I could go on way too long and sound way too pretentious re: this movie. Please DM me for extended Tár thoughts.
Please Baby Please
Please Baby Please is a lot. It’s heavy with its themes, super glossy and OTT, but the unapologetic stylization makes it all work. Everything’s incredibly heightened—the language, the colors, the facial expressions, the stakes.
This movie truly could not give less of a fuck about your ability to suspend your disbelief, and I love that for her. It says Get in, loser. We’re talking VIOLENCE and SENSUALITY and THE MASCULINITY OF HOUSEHOLD APPLIANCES.
Aesthetically, the best way I can describe this film is…intentional middle-school-theatrecore? Lots of facades, lots of capital-p Props. Spray-painted weapons. Garbage bags are stiff and pristine. At one point, a character goes to the movies with a giant, cartoonishly handpainted “ADMIT ONE” ticket. Exquisite.
I’m also a huge sucker for the Prolonged Meaningful Gaze, and this movie has some of the best PMGs I’ve seen in years.
January Jones’s 9/11 Instagram post
✌️!
Los Espookys season 2
Los Espookys is one of the best TV shows of the past decade, and it is my mission to make everyone watch it. Season 2 is tragically the last season, and as God is my witness, I will be as annoying about this show as people were about Firefly in the 2010s.
Los Espookys follows a group of friends performing services as a “horror group,” which is a pretty normal and accepted thing in the Los Espookys universe. Also normal and accepted: Andrés’s acquaintanceship with various celestial bodies, a sea monster working at a U.S. embassy, and Tati’s entire vibe.

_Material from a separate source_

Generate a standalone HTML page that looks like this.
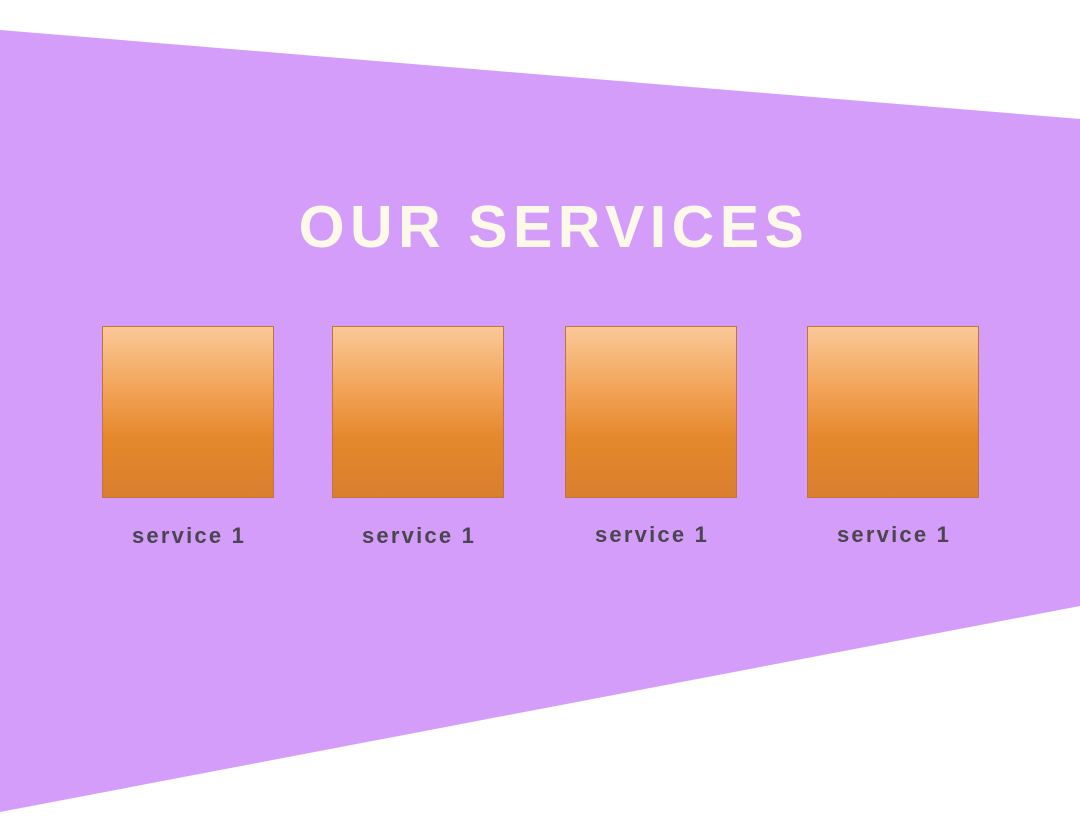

I don’t know what else to say other than I love it so much it hurts!!!
That interview clip with Aubrey Plaza and Drew Barrymore
Look. I am a grizzled old lovechild of Omegle and early Tumblr. Sometimes I think I’ve seen it all, that nothing on the internet can surprise me anymore. Then something like this comes along and leaves me ABSOLUTELY SCANDALIZED.
What a turn. The sheer number of people who sent me this clip within the first 24 hours has made me reevaluate my lifestyle choices.